Sunday, May 15, 2011

"He's walked 40 miles just to keep the flies of his sister's face."

I've never seen more visually stimulating cinema than Fernando Meirelles'. For me, it has always been that the difference between a play and a movie is the extra character of a camera. That's it. Everything that can be done in a cinema can be done on stage, it's just that in case of a cinema, the director has the phenomenal power of showing you what he wants and how he wants it. There have been quite a few exponents of the cinematic camera, but for me, none more so than this filmmaker from Brazil. Some shots in The Constant Gardener are so breathtaking in their composition that you wonder if the every shot is a labour of love.

We've all talked about the great cinematographers from Latin America thanks to the popularity of movies like Y Tu mama Tambien, Amores Perros and Pan's Labyrinth. How could we have missed Meirelles and Salles. I've just seen two films of Meirelles, The City of God and The Constant Gardener and I realise the impact of a camera. Be it the energetic, rotating shots in Cidade de Deus or the handheld, wavering camera here, it's just Meirelles. What captivated me more than anything else in these two movies is the colour and the ethnic music of the place. It's just amazing.
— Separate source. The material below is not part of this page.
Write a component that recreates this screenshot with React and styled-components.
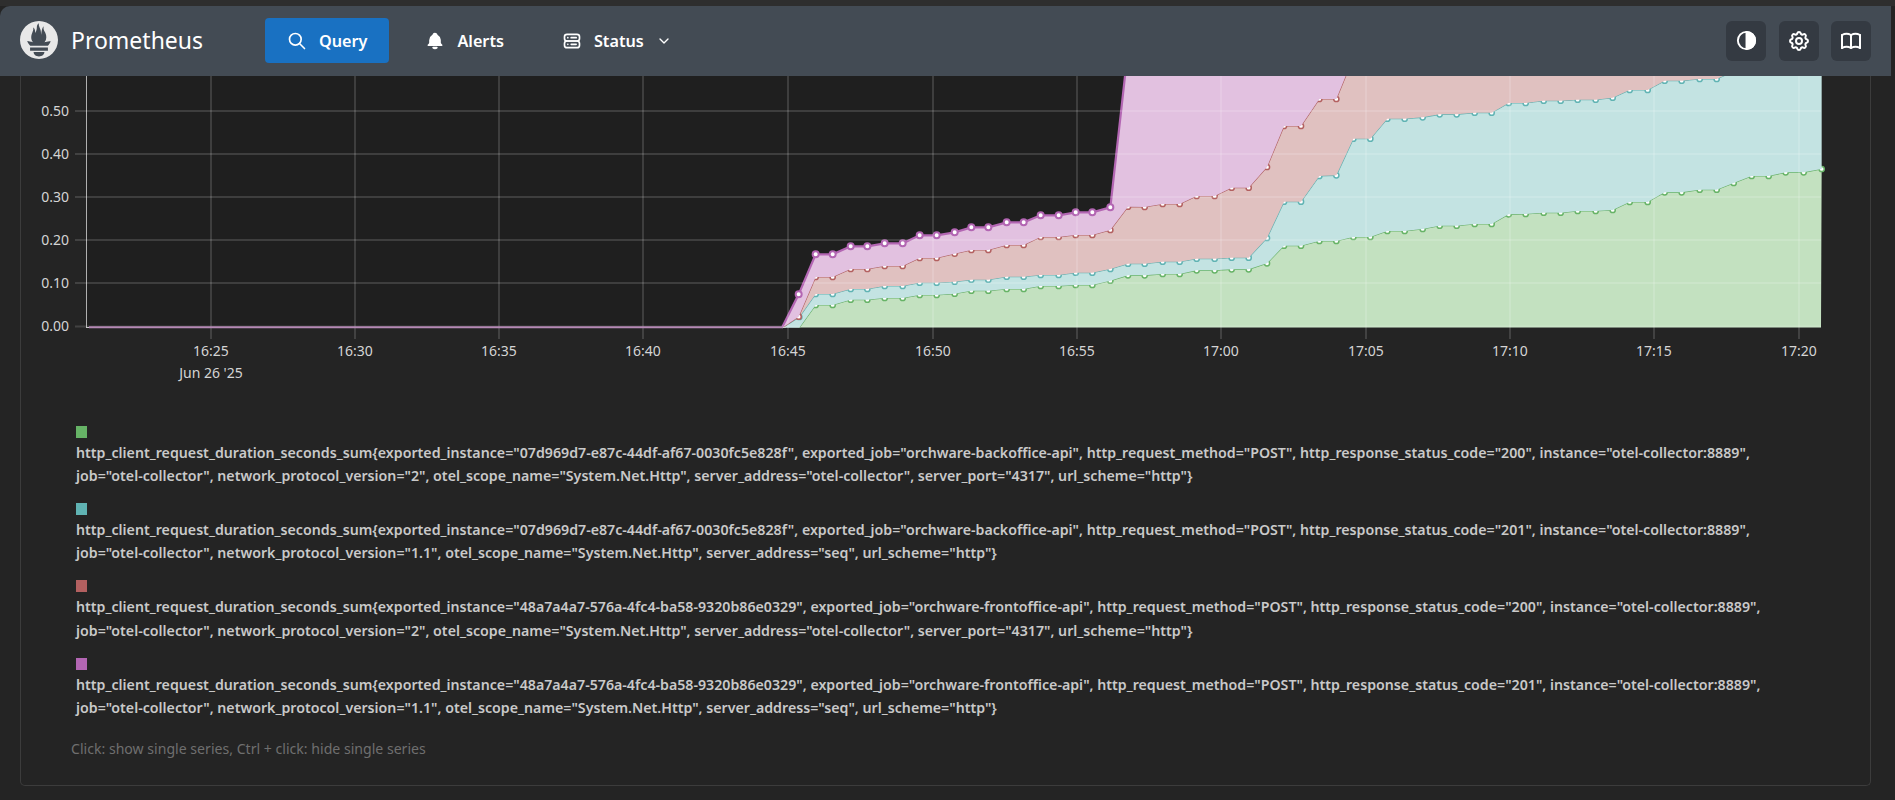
import React from "react";
import styled, { createGlobalStyle } from "styled-components";
import { SiPrometheus } from "react-icons/si";
import { TbSearch, TbBellFilled, TbServer2, TbChevronDown, TbSettings, TbBook } from "react-icons/tb";

const FONT = `"Noto Sans", "Open Sans", Arial, sans-serif`;

const Global = createGlobalStyle`
  html, body { margin: 0; padding: 0; background: #242424; height: 100%; overflow: hidden; }
  body { font-family: ${FONT}; color: #c9c9c9; }
`;

const Shell = styled.div`
  display: flex;
  flex-direction: column;
  height: 800px;
  border-top: 6px solid #2e2e2e;
  box-sizing: border-box;
`;

const TopBar = styled.header`
  flex: none;
  height: 70px;
  margin-right: 4px;
  padding: 0 20px 0 20px;
  display: flex;
  align-items: center;
  background: #434b54;
  border-top-left-radius: 10px;
  box-sizing: border-box;
`;

const Brand = styled.div`
  width: 245px;
  display: flex;
  align-items: center;
  gap: 13px;
  color: #fff;
  margin-top: -2px;
`;

const BrandName = styled.span`
  font-size: 23px;
  line-height: 1;
  font-weight: 400;
`;

const Nav = styled.nav`
  display: flex;
  align-items: center;
  gap: 14px;
  margin-top: -1px;
`;

const NavItem = styled.a`
  height: 45px;
  padding: 0 22px;
  display: flex;
  align-items: center;
  gap: 12px;
  border-radius: 4px;
  font-size: 16.2px;
  font-weight: 600;
  color: #fff;
  background: ${(p) => (p.$active ? "#1971c2" : "transparent")};
`;

const Actions = styled.div`
  margin-left: auto;
  display: flex;
  gap: 12.5px;
  margin-top: -1px;
`;

const ActionButton = styled.button`
  width: 40px;
  height: 40px;
  padding: 0;
  border: 0;
  border-radius: 6px;
  background: #343a42;
  color: #fff;
  display: flex;
  align-items: center;
  justify-content: center;
`;

const Card = styled.main`
  flex: none;
  width: 1851px;
  height: 710px;
  margin-left: 20px;
  border: 1px solid #3c3c3c;
  border-top: 0;
  border-radius: 0 0 5px 5px;
  box-sizing: border-box;
  display: flex;
  flex-direction: column;
`;

const ChartFrame = styled.svg`
  display: block;
  flex: none;
  width: 1849px;
  height: 324px;
`;

const AxisLabel = styled.text`
  font-family: ${FONT};
  font-size: 14px;
  fill: #d4d4d4;
`;

const Legend = styled.ul`
  list-style: none;
  margin: 26px 0 0;
  padding: 0 60px 0 55px;
  display: flex;
  flex-direction: column;
  gap: 15.6px;
`;

const LegendItem = styled.li`
  display: flex;
  flex-direction: column;
  align-items: flex-start;
  gap: 3px;
`;

const Swatch = styled.span`
  width: 11px;
  height: 12px;
  background: ${(p) => p.$color};
`;

const SeriesLabel = styled.span`
  font-size: 14.2px;
  font-weight: 600;
  line-height: 23.3px;
  color: #c9c9c9;
`;

const Hint = styled.p`
  margin: 19px 0 0 50px;
  font-size: 14.1px;
  line-height: 22px;
  color: #6f6f6f;
`;

const COLORS = { green: "#66b366", teal: "#60b3b3", red: "#b36060", purple: "#b366b3" };
const FILLS = { green: "#c3e1c0", teal: "#c3e3e2", red: "#e0c1c0", purple: "#e2c1e0" };

const map = (base, pts) => pts.map(([x, y]) => [base + x / 3, 70 + y / 3]);

const greenLine = [
  ...map(760, [[118,773],[167,705],[218,705],[272,689],[322,689],[374,684],[428,684],[479,675],[530,675],[584,671],[634,662],[685,662],[740,657],[791,657],[842,648],[896,648],[947,645],[997,645],[1051,632],[1104,616]]),
  ...map(1140, [[14,616],[68,612],[119,612],[170,601],[224,601],[275,598],[326,598],[381,580],[432,527],[483,527],[538,513],[589,513],[640,501],[691,501],[742,483],[794,483],[848,477],[899,467],[950,467],[1004,462],[1055,462],[1106,433]]),
  ...map(1520, [[17,432],[71,428],[122,428],[173,423],[227,423],[278,420],[329,396],[383,396],[434,367],[485,367],[539,359],[590,359],[641,339],[695,318],[746,318],[797,307],[851,307],[905,297]]),
];

const tealLine = [
  ...map(760, [[67,773],[118,741],[167,672],[218,672],[272,657],[322,657],[374,648],[428,648],[479,638],[530,638],[584,635],[634,629],[685,629],[740,620],[791,620],[842,615],[896,615],[947,608],[997,608],[1051,597],[1104,581]]),
  ...map(1140, [[14,581],[68,575],[119,575],[170,566],[224,566],[275,563],[326,563],[381,504],[432,395],[483,395],[538,318],[589,316],[640,206],[691,206],[742,146],[794,146],[848,142],[899,133],[950,133],[1004,128],[1055,128],[1106,99]]),
  ...map(1520, [[17,99],[71,92],[122,92],[173,89],[227,89],[278,83],[329,60],[383,60],[434,32],[485,32],[539,27],[590,27],[641,4],[695,-20],[905,-60]]),
];

const redLine = [
  ...map(760, [[67,773],[116,740],[167,621],[218,621],[272,597],[322,597],[374,588],[428,588],[479,564],[530,564],[584,551],[634,540],[685,540],[740,525],[791,525],[842,501],[896,501],[947,495],[997,495],[1051,480],[1104,410]]),
  ...map(1140, [[14,411],[68,402],[119,402],[170,378],[224,378],[275,353],[326,353],[381,291],[432,168],[483,168],[538,87],[589,87],[640,-38],[2200,-100]]),
];

const purpleLine = map(760, [[67,771],[116,673],[167,553],[218,553],[272,529],[322,529],[374,520],[428,520],[479,496],[530,496],[584,487],[634,472],[685,472],[740,457],[791,457],[842,436],[896,436],[947,427],[997,427],[1051,412],[1104,-62],[3300,-100]]);

const flat = [[89, 327.3], [783, 327.3]];
const floor = [[783, 327.5], [1821, 327.5]];

const path = (pts) => pts.map((p) => p.join(",")).join(" ");

const SERIES = [
  { key: "green", line: greenLine, below: floor, lineWidth: 1.2, r: 2.6, sw: 1.5 },
  { key: "teal", line: tealLine, below: greenLine, lineWidth: 1.2, r: 2.6, sw: 1.5 },
  { key: "red", line: redLine, below: tealLine, lineWidth: 1.2, r: 2.6, sw: 1.5 },
  { key: "purple", line: purpleLine, below: redLine, lineWidth: 2.2, r: 3, sw: 2 },
];

const Y_TICKS = [["0.50", 111], ["0.40", 154], ["0.30", 197], ["0.20", 240], ["0.10", 283], ["0.00", 326.5]];
const X_TICKS = [["16:25", 211], ["16:30", 355], ["16:35", 499], ["16:40", 643], ["16:45", 788], ["16:50", 933], ["16:55", 1077], ["17:00", 1221], ["17:05", 1366], ["17:10", 1510], ["17:15", 1654], ["17:20", 1799]];

function Chart() {
  return (
    <ChartFrame viewBox="21 76 1849 324">
      <rect x="86" y="76" width="1735" height="251.5" fill="#1f1f1f" />
      {SERIES.map((s) => (
        <g key={s.key}>
          <polygon points={path([...s.line, ...[...s.below].reverse()])} fill={FILLS[s.key]} />
          <polyline points={path(s.line)} fill="none" stroke={COLORS[s.key]} strokeWidth={s.lineWidth} />
          {s.line
            .filter(([, y]) => y > 70 && y < 327)
            .map(([x, y]) => (
              <circle key={x} cx={x} cy={y} r={s.r} fill="#fff" stroke={COLORS[s.key]} strokeWidth={s.sw} />
            ))}
        </g>
      ))}
      <line x1="86.5" y1="76" x2="86.5" y2="327" stroke="#b0b0b0" />
      <line x1="86" y1="327.5" x2="786" y2="327.5" stroke="#c8c8c8" />
      {Y_TICKS.map(([label, y]) => (
        <g key={label}>
          <line x1="75" y1={y} x2="1821" y2={y} stroke="#fff" strokeOpacity="0.14" strokeWidth="2" />
          <AxisLabel x="69" y={y + 4.5} textAnchor="end">{label}</AxisLabel>
        </g>
      ))}
      {X_TICKS.map(([label, x]) => (
        <g key={label}>
          <line x1={x} y1="76" x2={x} y2="339" stroke="#fff" strokeOpacity="0.14" strokeWidth="2" />
          <AxisLabel x={x} y="356" textAnchor="middle">{label}</AxisLabel>
        </g>
      ))}
      <polyline points={path(flat)} fill="none" stroke="#b589b5" strokeWidth="2" />
      <AxisLabel x="211" y="378" textAnchor="middle">Jun 26 '25</AxisLabel>
    </ChartFrame>
  );
}

const BACK = { id: "07d969d7-e87c-44df-af67-0030fc5e828f", job: "orchware-backoffice-api" };
const FRONT = { id: "48a7a4a7-576a-4fc4-ba58-9320b86e0329", job: "orchware-frontoffice-api" };

const label = ({ id, job }, code, version, tail) =>
  `http_client_request_duration_seconds_sum{exported_instance="${id}", exported_job="${job}", http_request_method="POST", http_response_status_code="${code}", instance="otel-collector:8889", job="otel-collector", network_protocol_version="${version}", otel_scope_name="System.Net.Http", ${tail}, url_scheme="http"}`;

const COLLECTOR = `server_address="otel-collector", server_port="4317"`;
const SEQ = `server_address="seq"`;

const LEGEND = [
  { color: COLORS.green, text: label(BACK, "200", "2", COLLECTOR) },
  { color: COLORS.teal, text: label(BACK, "201", "1.1", SEQ) },
  { color: COLORS.red, text: label(FRONT, "200", "2", COLLECTOR) },
  { color: COLORS.purple, text: label(FRONT, "201", "1.1", SEQ) },
];

function HalfCircle() {
  return (
    <svg width="23" height="23" viewBox="0 0 24 24" fill="none" stroke="currentColor" strokeWidth="2">
      <circle cx="12" cy="12" r="9" />
      <path d="M12 3a9 9 0 0 1 0 18z" fill="currentColor" />
    </svg>
  );
}

export default function App() {
  return (
    <>
      <Global />
      <Shell>
        <TopBar>
          <Brand>
            <SiPrometheus size={38} color="#e8e8e8" />
            <BrandName>Prometheus</BrandName>
          </Brand>
          <Nav>
            <NavItem $active>
              <TbSearch size={20} />
              Query
            </NavItem>
            <NavItem>
              <TbBellFilled size={20} />
              Alerts
            </NavItem>
            <NavItem>
              <TbServer2 size={20} />
              Status
              <TbChevronDown size={16} />
            </NavItem>
          </Nav>
          <Actions>
            <ActionButton><HalfCircle /></ActionButton>
            <ActionButton><TbSettings size={24} /></ActionButton>
            <ActionButton><TbBook size={24} /></ActionButton>
          </Actions>
        </TopBar>
        <Card>
          <Chart />
          <Legend>
            {LEGEND.map((item) => (
              <LegendItem key={item.text}>
                <Swatch $color={item.color} />
                <SeriesLabel>{item.text}</SeriesLabel>
              </LegendItem>
            ))}
          </Legend>
          <Hint>Click: show single series, Ctrl + click: hide single series</Hint>
        </Card>
      </Shell>
    </>
  );
}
If City of God in itself was one of the finest movies of our times, here with actors like Fiennes and Weisz, he took it a step further. Fiennes is a revelation, what a second act. His character reminds me a lot of Gogol's Overcoat's protagonist, he's dogged in his approach to work, is one-dimensional until he finds something to live for and then once he loses it, his need to avenge it attributes the same style.

Meirelles has us look at Africa and his camera doesn't flinch. He wants us to experience guilt, wants us to be wounded; unlike in his earlier film where he was the objective observer, here he wants us to come in as close contact with the brutal reality as possible. The film is about Pharmaceutical companies testing their drugs on Africans as the Rest of the World is busy. "Disposable medicines for disposable people; It is how they expiate their guilt", one character observes. There are some really heart rendering moments in the movie, like when Fiennes' character yells, "It is one child we can help", bringing back reminiscences of what his wife had asked of him earlier. I'm yet to read John Le Carre's novel but the film gives us the story and more importantly takes us there, into that World where a twelve year old kid walks 40 miles. Meirelles never let's us forget the kind of luxuries we enjoy at the expense of people like them and he mocks the system in a scene where the camera rotates from an expanse of a Golf course, where a few Caucasians are playing, to show a slum where houses are packed next to each other. Diplomatic relationships are like that and despite all that people say, Nobody really gives a fuck.

But despite the hypocrisy pervading the film, Meirelles' does not forget to show us those unheralded heroes, like the cargo pilot who says, "Do not embarrass me with your money, you can't buy this". It is heart-wrenching, provoking and disgusting to realise what order of hypocrites we are to be constantly turning out heads away and quelling our conscience.

There is a woman who cannot stand injustice. There is her husband whose entire world revolves around her, until he realises she ain't never coming back and all he can do is settle her accounts and go to her. It is cinema at its greatest and more than that.